Двуплановость действия – основа романтической концепции спектакля. Так решено пространство сцены, целиком освобожденной для танца, подобно тому как это было в «Каменном цветке» или «Спартаке». Лишь вдалеке, за тюлевым занавесом возникают приметы реальной жизни: готический пейзаж Вероны, таинственно-лунный сад Капулетти, келья Лоренцо, словно пронзенная солнечными лучами, роскошное палаццо Капулетти, украшенное скульптурами и сверкающее зеркальным блеском колонн. Сценография Вирсаладзе целиком подчинена выражению замысла спектакля, трактующего историю Ромео и Джульетты как историю вечную и мифологическую. Живописные задники словно иллюстрации старинной книги, возникающие в облаках воспоминаний. Простор сцены осмыслен как реальная жизнь литературного мифа, истоки там, в глубине истории, в эпохе, положившей начало нового времени, но продолжавшей свое движение в бесконечности, в бессмертии человеческой души и человеческой памяти. Музыкальная чуткость Вирсаладзе в этом балете поразительна. Костюмы оркеструют танец, в свою очередь, вырастающий из музыки. Симфония хореографическая переходит в симфонию живописную, пленяющую эмоциональной тонкостью чувств. Особенно это относимо к третьему акту – с его какой-то щемящей, полной тревоги атмосферой, с его поэзией светлой, хочется сказать, осенней печали, хотя мотива «осени» и нет в спектакле. Но есть ощущение ее – зыбкости времени, лика стужи, нависшей над жаркой Вероной. Это чувство увядания, гибели природы (мотив осыпающихся цветов) выражено необычайно сильно: история героев уходит в вечность, в призрачные дали сна, во мрак оцепенения и покоя.

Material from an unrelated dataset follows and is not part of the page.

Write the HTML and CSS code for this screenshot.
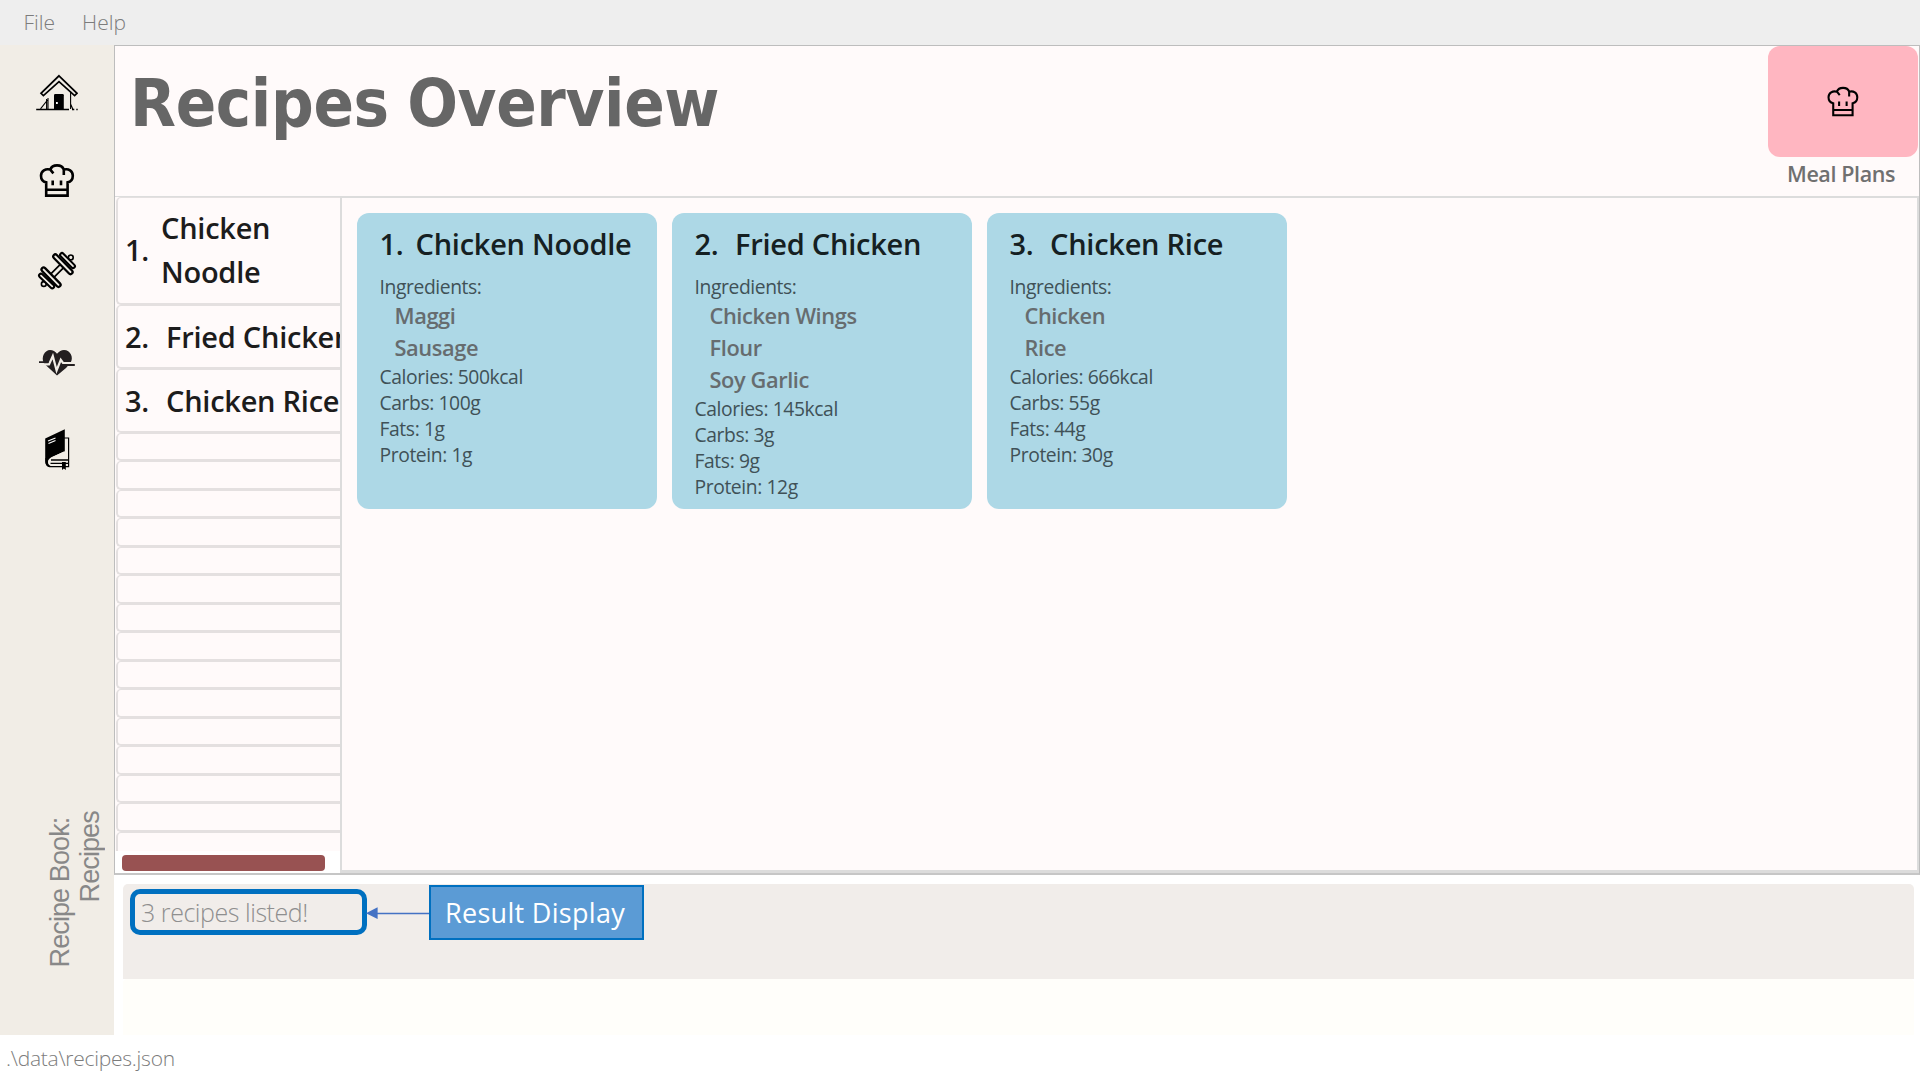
FILE: index.html
```html
<!DOCTYPE html>
<html lang="en">
<head>
<meta charset="utf-8">
<title>Recipe Book</title>
<link rel="stylesheet" href="styles.css">
</head>
<body>
<svg class="sprite" aria-hidden="true">
  <symbol id="chef" viewBox="0 0 42 42">
    <path d="M10.2 22.4C6.600 21.700 5 18.800 5 15.800C5 11 9.600 8.200 14.300 9.600C16.300 4 25.800 4 27.800 9.600C32.600 8.200 36.800 11 36.800 15.800C36.800 18.800 35.200 21.700 31.600 22.400V35.600H10.200Z M10.200 29.800H31.600 M14.300 9.600L17.400 13.400 M27.800 9.600V15 M16.700 20.500V25.300 M25 20.500V25.300" fill="none" stroke="currentColor"/>
  </symbol>
</svg>
<div class="app">
  <nav class="menubar"><span>File</span><span>Help</span></nav>
  <div class="body">
    <aside class="sidebar">
      <div class="icons">
        <svg viewBox="0 0 42 42"><path d="M23 3.8L41 21.3L38.6 23.7L23 9.6L7.4 23.7L5 21.3Z" fill="#f1ede6" stroke="#000" stroke-width="1.7"/><path d="M12 26V37M10.6 27V37M4.5 36.8L11.5 28M34.6 19.5V37M34.6 32L37 37.5" fill="none" stroke="#000" stroke-width="1.1"/><path d="M18 23.2Q18 22 19.2 22H26.6Q27.8 22 27.8 23.2V38H18Z"/><path d="M20 30h1.8v2H20z" fill="#fff"/><path d="M.2 37.6H33M36 37.6h2.3M40.3 37.6h1.4" stroke="#000" stroke-width="1.5"/></svg>
        <svg class="chef"><use href="#chef"/></svg>
        <svg viewBox="0 0 42 42" fill="none" stroke-linecap="round"><circle cx="34.8" cy="7.4" r="2.4" stroke="#000" stroke-width="1.6"/><circle cx="7.8" cy="34" r="2.4" stroke="#000" stroke-width="1.6"/><path d="M15 27L27 15" stroke="#000" stroke-width="6.4"/><path d="M15 27L27 15" stroke="#f1ede6" stroke-width="3"/><path d="M26 5L37 16.2M5 25.6L16.2 36.4" stroke="#000" stroke-width="5.9"/><path d="M26 5L37 16.2M5 25.6L16.2 36.4" stroke="#f1ede6" stroke-width="1.7"/><path d="M19.3 6.5L34.5 22M7.6 19.6L22.5 34.8" stroke="#000" stroke-width="6.4"/><path d="M19.3 6.5L34.5 22M7.6 19.6L22.5 34.8" stroke="#f1ede6" stroke-width="1.9"/></svg>
        <svg viewBox="0 0 42 42"><path d="M21 35.5L8 23.5C4.5 17 9 10 14 10Q18.5 10 21 13.8Q24 10 28 10C34.5 10 38 17.5 34.5 23L30 28Z" fill="#231f20"/><path d="M5 24.4H13L16.8 16L20.6 30.5L24.8 19.8L27.2 23.2H37" fill="none" stroke="#f1ede6" stroke-width="2.2"/><path d="M3 22.2H12.5M26 25H38.8" stroke="#231f20" stroke-width="1.8"/></svg>
        <svg viewBox="0 0 42 42"><path d="M28 9H32.6V37.6H14Q10 37 10 33V29" fill="#f1ede6" stroke="#000" stroke-width="1.2"/><path d="M9.2 9.4L28.8 .3V22.2L16 28Q12 30 12 33Q12 36 15 37L13.5 38.3Q9.2 37 9.2 32Z"/><path d="M28.3 23L16 28.8Q12.5 31 13 33.5Q13.5 36 16 36.2" fill="none" stroke="#f1ede6" stroke-width="1.2"/><path d="M15 31H32.5M14.5 34.3H32.5" stroke="#000" stroke-width="1.3"/><path d="M26 33H29.8V41L27.9 39.5L26 41Z"/><path d="M12 12L19.5 9M12.5 14.5L19.5 11.5" stroke="#fff" stroke-width="1.1"/></svg>
      </div>
      <div class="book"><span>Recipe Book:&nbsp;</span><span>Recipes</span></div>
    </aside>
    <main class="main">
      <section class="panel">
        <header class="head">
          <h1>Recipes Overview</h1>
          <div class="meal"><div class="tile"><svg class="chef thin"><use href="#chef"/></svg></div><span>Meal Plans</span></div>
        </header>
        <div class="content">
          <div class="list">
            <div class="rows">
              <div class="row tall"><span class="n">1.</span><span class="name">Chicken<br>Noodle</span></div>
              <div class="row item"><span class="n">2.</span><span class="name">Fried Chicken</span></div>
              <div class="row item"><span class="n">3.</span><span class="name">Chicken Rice</span></div>
              <div class="row"></div><div class="row"></div><div class="row"></div><div class="row"></div><div class="row"></div>
              <div class="row"></div><div class="row"></div><div class="row"></div><div class="row"></div><div class="row"></div>
              <div class="row"></div><div class="row"></div><div class="row"></div><div class="row"></div><div class="row"></div>
            </div>
            <div class="scroll"><div class="thumb"></div></div>
          </div>
          <div class="cards">
            <article class="card">
              <h2><span class="one">1.</span>Chicken Noodle</h2>
              <p>Ingredients:</p>
              <ul><li>Maggi</li><li>Sausage</li></ul>
              <p>Calories: 500kcal</p><p>Carbs: 100g</p><p>Fats: 1g</p><p>Protein: 1g</p>
            </article>
            <article class="card">
              <h2><span>2.</span>Fried Chicken</h2>
              <p>Ingredients:</p>
              <ul><li>Chicken Wings</li><li>Flour</li><li>Soy Garlic</li></ul>
              <p>Calories: 145kcal</p><p>Carbs: 3g</p><p>Fats: 9g</p><p>Protein: 12g</p>
            </article>
            <article class="card">
              <h2><span>3.</span>Chicken Rice</h2>
              <p>Ingredients:</p>
              <ul><li>Chicken</li><li>Rice</li></ul>
              <p>Calories: 666kcal</p><p>Carbs: 55g</p><p>Fats: 44g</p><p>Protein: 30g</p>
            </article>
          </div>
        </div>
      </section>
      <section class="bottom">
        <div class="result">
          <div class="message">3 recipes listed!</div>
          <svg class="arrow" viewBox="0 0 63 12"><path d="M10 6.5H63" stroke="#4472c4" stroke-width="1.3"/><path d="M0 6.2L11.6 .2V12Z" fill="#4472c4"/></svg>
          <div class="callout">Result Display</div>
        </div>
      </section>
    </main>
  </div>
  <footer class="status">.\data\recipes.json</footer>
</div>
</body>
</html>
```
FILE: styles.css
```css
* { box-sizing: border-box; margin: 0; padding: 0; }
body { width: 1924px; height: 1080px; overflow: hidden; background: #fff; font-family: "Open Sans", "Noto Sans", sans-serif; }
.sprite { display: none; }
.app { width: 1920px; height: 1080px; display: flex; flex-direction: column; }
.menubar { height: 45px; flex: none; background: #eee; display: flex; gap: 27px; padding-left: 23.5px; font-size: 21px; font-weight: 300; line-height: 44px; color: #7c7c7c; }
.body { height: 990px; flex: none; display: flex; }

.sidebar { width: 114px; flex: none; background: #f1ede6; display: flex; flex-direction: column; justify-content: space-between; padding: 27px 0 68px 36px; }
.icons { display: flex; flex-direction: column; gap: 47.3px; }
.icons svg { display: block; width: 42px; height: 42px; }
.icons svg:nth-child(2), .icons svg:nth-child(3) { margin-top: -1px; margin-bottom: 1px; }
.chef { color: #000; stroke-width: 2.6; }
.book { align-self: flex-start; margin-left: 9px; writing-mode: vertical-rl; transform: rotate(180deg); display: flex; flex-direction: column; align-items: flex-end; font: 27px/30px "Liberation Sans", Arial, sans-serif; letter-spacing: -0.9px; color: #888; }
.book span { display: block; }

.main { flex: 1; display: flex; flex-direction: column; min-width: 0; }
.panel { height: 830px; flex: none; border: 1px solid #bdbdbd; border-bottom: 2px solid #c6c6c6; background: #fffafa; display: flex; flex-direction: column; }
.head { height: 150px; flex: none; display: flex; justify-content: space-between; padding-right: 1px; }
h1 { padding-left: 15px; font: bold 66.4px/114px "DejaVu Sans Condensed", "DejaVu Sans", sans-serif; font-stretch: condensed; letter-spacing: -0.35px; word-spacing: -2px; color: #666; }
.meal { width: 150px; text-align: center; font-size: 21.5px; font-weight: 600; line-height: 33px; letter-spacing: -0.4px; color: #707070; }
.meal span { display: block; padding-right: 4px; }
.tile { height: 111px; border-radius: 12px; background: #ffb6c1; display: flex; align-items: center; justify-content: center; }
.thin { width: 38px; height: 38px; stroke-width: 2.3; }

.content { flex: 1; display: flex; min-height: 0; }
.list { width: 225px; flex: none; overflow: hidden; display: flex; flex-direction: column; }
.rows { height: 655px; padding-left: 1px; overflow: hidden; border-top: 1px solid #ddd; }
.row { height: 28.54px; border: 2px solid #e4e0e0; border-top-width: 1px; border-right: 0; border-radius: 5px 0 0 5px; display: flex; align-items: center; white-space: nowrap; font-size: 29px; font-weight: 600; letter-spacing: -0.25px; color: #1c1c1c; }
.row .n { width: 41px; margin-left: 7px; flex: none; }
.row.tall { height: 107.5px; line-height: 44.5px; }
.row.tall .n { width: 36px; }
.row.item { height: 64px; }
.scroll { flex: 1; background: #fff; padding: 4px 0 0 7px; }
.thumb { width: 203px; height: 16px; border-radius: 4px; background: #985252; }

.cards { flex: 1; border: 2px solid #dcdcdc; border-bottom-width: 3px; padding: 15px; display: flex; align-items: flex-start; gap: 15px; }
.card { flex: none; width: 300px; height: 296px; border-radius: 12px; background: #add8e6; padding: 11px 0 0 22.5px; white-space: nowrap; }
h2 { font-size: 29px; font-weight: 600; line-height: 40px; letter-spacing: -0.25px; color: #152022; margin-bottom: 10px; }
h2 span { display: inline-block; width: 40.5px; }
h2 .one { width: 36px; }
.card p { font-size: 19.3px; line-height: 26.1px; letter-spacing: -0.4px; color: #405157; }
.card ul { list-style: none; padding-left: 15px; font-size: 21.8px; font-weight: 600; line-height: 32px; letter-spacing: -0.4px; color: #666c6f; }

.bottom { flex: 1; padding: 9px 6px 0 9px; background: #fff; display: flex; flex-direction: column; }
.bottom::after { content: ""; flex: 1; background: #fffefa; border-radius: 4px 4px 0 0; }
.result { height: 95px; background: #f1edea; border-radius: 5px 5px 0 0; display: flex; align-items: flex-start; padding: 1px 0 0 7px; }
.message { width: 237px; height: 46px; margin-top: 4px; border: 5px solid #0070c0; border-radius: 10px; padding-left: 6px; font-size: 25px; font-weight: 300; line-height: 36px; letter-spacing: -0.45px; color: #8f8f8f; }
.arrow { width: 63px; height: 12px; margin: 22px 0 0 -1px; flex: none; }
.callout { width: 215px; height: 55px; border: 2px solid #0070c0; background: #5b9bd5; color: #fff; font-size: 27px; line-height: 52px; letter-spacing: 0.3px; text-align: center; padding-right: 3px; }
.status { flex: 1; padding-left: 6px; font-size: 21px; font-weight: 300; line-height: 46px; letter-spacing: -0.25px; color: #7c7c7c; }
```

Джульетта – работа для Наталии Бессмертновой итоговая, завершающая целый круг поисков. Отказавшись от каких-либо характерных или бытовых черт образа, балерина представляет нам Джульетту идеальную, героиню предельно обобщенную. По аналогии с музыкой можно сказать, что исполнение Бессмертновой лежит в сфере абсолютного, а не программного творчества, что отвечает глубинной сути спектакля. Танец Бессмертновой и ее Джульетту следует воспринимать как музыку, отрешенную от литературности любого сорта и вида. Лишь в первом эпизоде, в комнате Джульетты, Бессмертнова сохраняет черты конкретного характера, рисуя нам, что и полагается по сюжету, образ веселой и резвящейся девочки. Но уже на балу совершается переход образа в иное измерение и ренессансная Джульетта оборачивается фантастической Ундиной, героиней романтических видений. Хореограф, правда, оставляет ей и бытовые сцены: с Кормилицей (во втором акте), оплакивание Тибальда, но эти эпизоды прочитываются балериной как напоминание о сюжете, оттеняющее иной, подлинный – поэтический – сюжет роли. Трагедия живет в самом танце Бессмертновой, в его романтической устремленности к небу, сталкивающейся с роковыми велениями судьбы.